## Data items
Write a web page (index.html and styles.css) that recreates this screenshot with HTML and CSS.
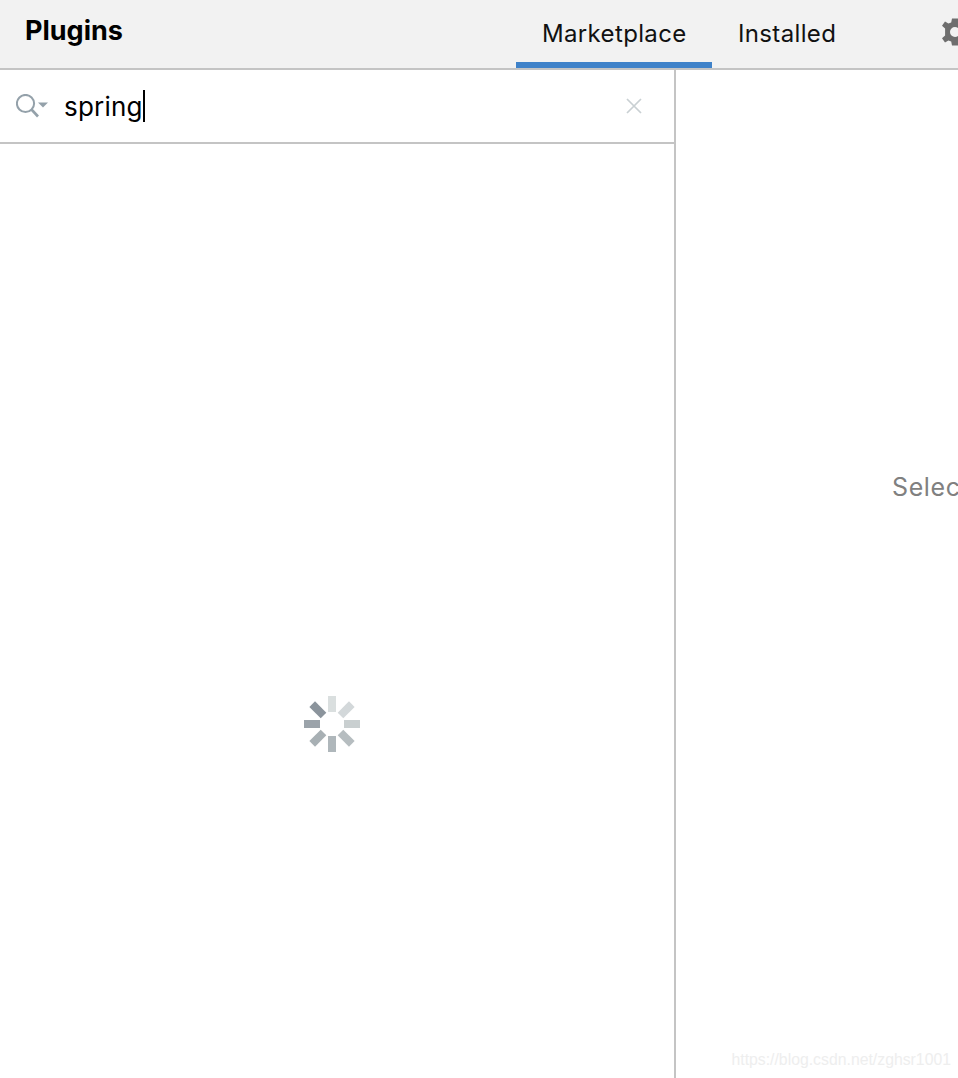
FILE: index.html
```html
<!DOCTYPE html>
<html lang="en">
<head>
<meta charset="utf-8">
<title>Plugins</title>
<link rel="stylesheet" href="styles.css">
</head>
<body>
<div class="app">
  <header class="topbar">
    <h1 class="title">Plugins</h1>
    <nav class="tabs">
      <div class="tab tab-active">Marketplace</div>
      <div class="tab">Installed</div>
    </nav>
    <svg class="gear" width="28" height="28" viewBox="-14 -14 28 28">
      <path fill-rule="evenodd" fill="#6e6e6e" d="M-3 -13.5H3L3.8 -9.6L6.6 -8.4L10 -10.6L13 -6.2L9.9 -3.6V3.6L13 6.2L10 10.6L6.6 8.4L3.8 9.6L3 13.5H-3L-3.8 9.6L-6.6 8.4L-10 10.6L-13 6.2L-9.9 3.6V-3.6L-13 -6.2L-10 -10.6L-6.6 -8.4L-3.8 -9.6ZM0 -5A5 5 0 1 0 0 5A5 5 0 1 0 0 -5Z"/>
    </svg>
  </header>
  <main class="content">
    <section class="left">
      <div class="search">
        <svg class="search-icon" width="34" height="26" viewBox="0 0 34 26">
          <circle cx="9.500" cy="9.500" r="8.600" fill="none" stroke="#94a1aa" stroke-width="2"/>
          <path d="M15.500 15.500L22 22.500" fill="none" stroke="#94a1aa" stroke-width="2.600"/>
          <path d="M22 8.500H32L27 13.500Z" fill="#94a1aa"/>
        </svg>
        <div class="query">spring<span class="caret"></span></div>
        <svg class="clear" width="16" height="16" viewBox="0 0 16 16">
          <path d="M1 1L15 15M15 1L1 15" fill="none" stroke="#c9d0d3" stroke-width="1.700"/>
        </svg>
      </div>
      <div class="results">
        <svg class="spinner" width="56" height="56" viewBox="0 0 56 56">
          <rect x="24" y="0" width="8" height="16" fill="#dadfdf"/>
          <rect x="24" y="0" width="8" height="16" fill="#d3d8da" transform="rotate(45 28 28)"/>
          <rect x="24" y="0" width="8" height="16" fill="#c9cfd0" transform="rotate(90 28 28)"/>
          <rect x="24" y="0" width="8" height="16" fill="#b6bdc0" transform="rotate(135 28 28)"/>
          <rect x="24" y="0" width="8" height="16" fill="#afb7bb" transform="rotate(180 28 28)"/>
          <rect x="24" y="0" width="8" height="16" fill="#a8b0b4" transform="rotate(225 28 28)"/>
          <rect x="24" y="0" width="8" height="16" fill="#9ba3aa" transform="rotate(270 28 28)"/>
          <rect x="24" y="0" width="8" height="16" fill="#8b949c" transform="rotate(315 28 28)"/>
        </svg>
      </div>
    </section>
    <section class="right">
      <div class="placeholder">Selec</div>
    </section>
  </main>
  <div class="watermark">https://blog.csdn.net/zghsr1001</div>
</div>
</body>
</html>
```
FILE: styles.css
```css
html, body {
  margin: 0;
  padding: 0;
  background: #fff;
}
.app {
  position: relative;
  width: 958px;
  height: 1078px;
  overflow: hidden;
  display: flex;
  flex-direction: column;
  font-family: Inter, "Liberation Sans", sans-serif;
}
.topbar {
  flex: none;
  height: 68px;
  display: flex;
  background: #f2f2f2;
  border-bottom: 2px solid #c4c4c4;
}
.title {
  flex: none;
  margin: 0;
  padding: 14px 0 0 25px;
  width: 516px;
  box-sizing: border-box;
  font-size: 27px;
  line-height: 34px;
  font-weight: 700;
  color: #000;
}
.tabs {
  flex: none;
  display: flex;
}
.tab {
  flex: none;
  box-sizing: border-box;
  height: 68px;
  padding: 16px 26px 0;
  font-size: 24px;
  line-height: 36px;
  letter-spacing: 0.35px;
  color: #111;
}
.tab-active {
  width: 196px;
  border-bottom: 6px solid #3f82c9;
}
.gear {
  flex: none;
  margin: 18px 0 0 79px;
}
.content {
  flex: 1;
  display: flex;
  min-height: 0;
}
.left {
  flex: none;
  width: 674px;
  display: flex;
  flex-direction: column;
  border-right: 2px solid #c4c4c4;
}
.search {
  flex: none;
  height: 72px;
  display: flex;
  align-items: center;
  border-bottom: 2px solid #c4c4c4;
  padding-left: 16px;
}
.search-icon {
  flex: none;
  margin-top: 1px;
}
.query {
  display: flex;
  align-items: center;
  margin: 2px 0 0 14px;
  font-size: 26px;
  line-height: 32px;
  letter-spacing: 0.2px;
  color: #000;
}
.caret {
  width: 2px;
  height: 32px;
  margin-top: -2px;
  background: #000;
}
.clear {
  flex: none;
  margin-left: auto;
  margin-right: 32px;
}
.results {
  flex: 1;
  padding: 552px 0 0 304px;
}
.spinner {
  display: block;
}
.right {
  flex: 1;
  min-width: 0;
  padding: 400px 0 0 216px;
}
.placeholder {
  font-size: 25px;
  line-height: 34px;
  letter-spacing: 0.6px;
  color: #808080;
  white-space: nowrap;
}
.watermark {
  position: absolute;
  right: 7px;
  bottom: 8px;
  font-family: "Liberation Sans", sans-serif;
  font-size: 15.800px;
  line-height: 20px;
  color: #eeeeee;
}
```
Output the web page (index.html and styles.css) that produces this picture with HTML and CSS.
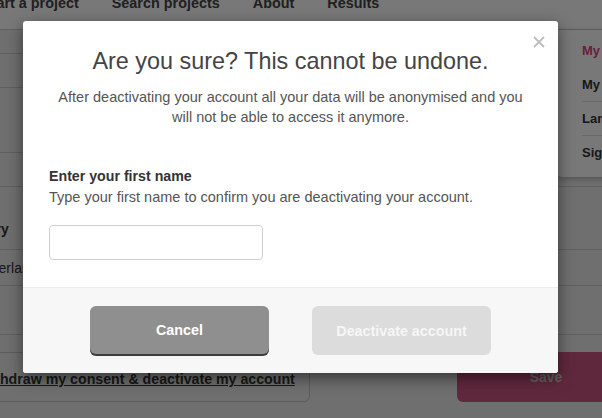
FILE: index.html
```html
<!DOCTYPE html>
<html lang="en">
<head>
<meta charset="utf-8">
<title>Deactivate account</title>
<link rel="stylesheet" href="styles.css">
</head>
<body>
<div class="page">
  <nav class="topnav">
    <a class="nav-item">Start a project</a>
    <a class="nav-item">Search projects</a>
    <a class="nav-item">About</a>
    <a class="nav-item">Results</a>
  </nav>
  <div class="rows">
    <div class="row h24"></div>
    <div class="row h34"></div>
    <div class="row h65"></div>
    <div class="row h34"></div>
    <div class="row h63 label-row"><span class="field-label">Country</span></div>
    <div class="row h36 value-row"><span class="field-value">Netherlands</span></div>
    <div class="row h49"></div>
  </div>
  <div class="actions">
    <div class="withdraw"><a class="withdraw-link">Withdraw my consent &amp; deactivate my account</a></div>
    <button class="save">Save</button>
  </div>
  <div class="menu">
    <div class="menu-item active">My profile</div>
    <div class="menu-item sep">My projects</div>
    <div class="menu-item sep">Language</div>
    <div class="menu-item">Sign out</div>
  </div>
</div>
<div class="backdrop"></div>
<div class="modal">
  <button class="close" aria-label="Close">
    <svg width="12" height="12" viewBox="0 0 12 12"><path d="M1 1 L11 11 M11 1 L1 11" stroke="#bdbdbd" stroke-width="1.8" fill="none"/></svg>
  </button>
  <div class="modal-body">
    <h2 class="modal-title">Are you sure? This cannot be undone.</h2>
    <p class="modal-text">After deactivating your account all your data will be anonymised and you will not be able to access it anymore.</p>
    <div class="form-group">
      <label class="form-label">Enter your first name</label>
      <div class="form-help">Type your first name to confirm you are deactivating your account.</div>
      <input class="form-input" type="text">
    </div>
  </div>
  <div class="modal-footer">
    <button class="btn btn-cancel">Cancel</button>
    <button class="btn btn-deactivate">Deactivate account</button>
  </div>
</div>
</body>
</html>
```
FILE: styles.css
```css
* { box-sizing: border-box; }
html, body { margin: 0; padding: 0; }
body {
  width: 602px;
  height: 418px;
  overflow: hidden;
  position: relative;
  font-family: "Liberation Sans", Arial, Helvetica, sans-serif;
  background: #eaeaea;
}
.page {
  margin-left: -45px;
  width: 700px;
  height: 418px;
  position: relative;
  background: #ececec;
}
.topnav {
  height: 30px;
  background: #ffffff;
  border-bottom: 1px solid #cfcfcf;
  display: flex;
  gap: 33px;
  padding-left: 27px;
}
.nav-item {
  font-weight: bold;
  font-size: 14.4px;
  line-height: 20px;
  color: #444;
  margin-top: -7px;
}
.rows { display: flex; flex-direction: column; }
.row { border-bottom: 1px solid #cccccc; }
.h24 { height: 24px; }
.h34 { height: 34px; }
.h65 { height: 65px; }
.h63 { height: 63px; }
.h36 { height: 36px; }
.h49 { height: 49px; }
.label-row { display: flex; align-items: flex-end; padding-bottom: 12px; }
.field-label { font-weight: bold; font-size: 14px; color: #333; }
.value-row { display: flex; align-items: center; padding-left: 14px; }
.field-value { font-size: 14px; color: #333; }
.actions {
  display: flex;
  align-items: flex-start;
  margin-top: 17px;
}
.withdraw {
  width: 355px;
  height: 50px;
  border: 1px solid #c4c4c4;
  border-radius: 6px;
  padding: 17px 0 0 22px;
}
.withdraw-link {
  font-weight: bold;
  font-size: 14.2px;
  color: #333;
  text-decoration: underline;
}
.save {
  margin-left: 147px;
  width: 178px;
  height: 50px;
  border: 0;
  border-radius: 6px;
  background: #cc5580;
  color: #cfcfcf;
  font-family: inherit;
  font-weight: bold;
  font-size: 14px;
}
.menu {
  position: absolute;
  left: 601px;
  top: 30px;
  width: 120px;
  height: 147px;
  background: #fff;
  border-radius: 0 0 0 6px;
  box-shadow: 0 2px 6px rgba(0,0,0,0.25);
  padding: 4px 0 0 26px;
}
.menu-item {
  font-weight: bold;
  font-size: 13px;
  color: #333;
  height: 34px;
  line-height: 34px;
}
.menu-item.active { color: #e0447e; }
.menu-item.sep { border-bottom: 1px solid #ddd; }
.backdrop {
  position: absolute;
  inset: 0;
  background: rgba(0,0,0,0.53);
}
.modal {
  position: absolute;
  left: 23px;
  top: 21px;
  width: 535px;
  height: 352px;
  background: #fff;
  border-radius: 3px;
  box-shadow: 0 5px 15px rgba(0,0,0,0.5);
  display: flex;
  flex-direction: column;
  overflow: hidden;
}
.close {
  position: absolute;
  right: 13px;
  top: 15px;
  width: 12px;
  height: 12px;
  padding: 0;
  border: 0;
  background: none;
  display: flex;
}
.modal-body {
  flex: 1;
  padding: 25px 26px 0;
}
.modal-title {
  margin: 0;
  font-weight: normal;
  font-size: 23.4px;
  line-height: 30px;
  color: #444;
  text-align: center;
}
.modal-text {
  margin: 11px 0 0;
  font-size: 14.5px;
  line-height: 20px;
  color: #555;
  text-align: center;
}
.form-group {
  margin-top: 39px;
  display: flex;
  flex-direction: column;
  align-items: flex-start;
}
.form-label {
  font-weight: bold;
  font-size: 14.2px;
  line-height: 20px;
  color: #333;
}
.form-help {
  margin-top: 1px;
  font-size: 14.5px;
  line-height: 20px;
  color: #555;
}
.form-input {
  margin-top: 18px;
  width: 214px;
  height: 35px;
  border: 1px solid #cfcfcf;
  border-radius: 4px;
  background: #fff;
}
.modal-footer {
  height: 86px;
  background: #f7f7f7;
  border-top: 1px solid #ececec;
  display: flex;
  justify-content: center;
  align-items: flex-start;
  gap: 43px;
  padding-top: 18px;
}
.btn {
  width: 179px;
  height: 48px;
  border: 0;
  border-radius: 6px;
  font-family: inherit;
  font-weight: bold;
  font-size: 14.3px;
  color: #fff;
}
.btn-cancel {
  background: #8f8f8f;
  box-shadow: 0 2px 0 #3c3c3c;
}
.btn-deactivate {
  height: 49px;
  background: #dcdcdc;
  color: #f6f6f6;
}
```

## Set task
Report every line containing the word "that" from the listing above.

## Solution for this exercise
Write a web page (index.html and styles.css) that recreates this screenshot with HTML and CSS.
Output the web page (index.html and styles.css) that produces this picture with HTML and CSS.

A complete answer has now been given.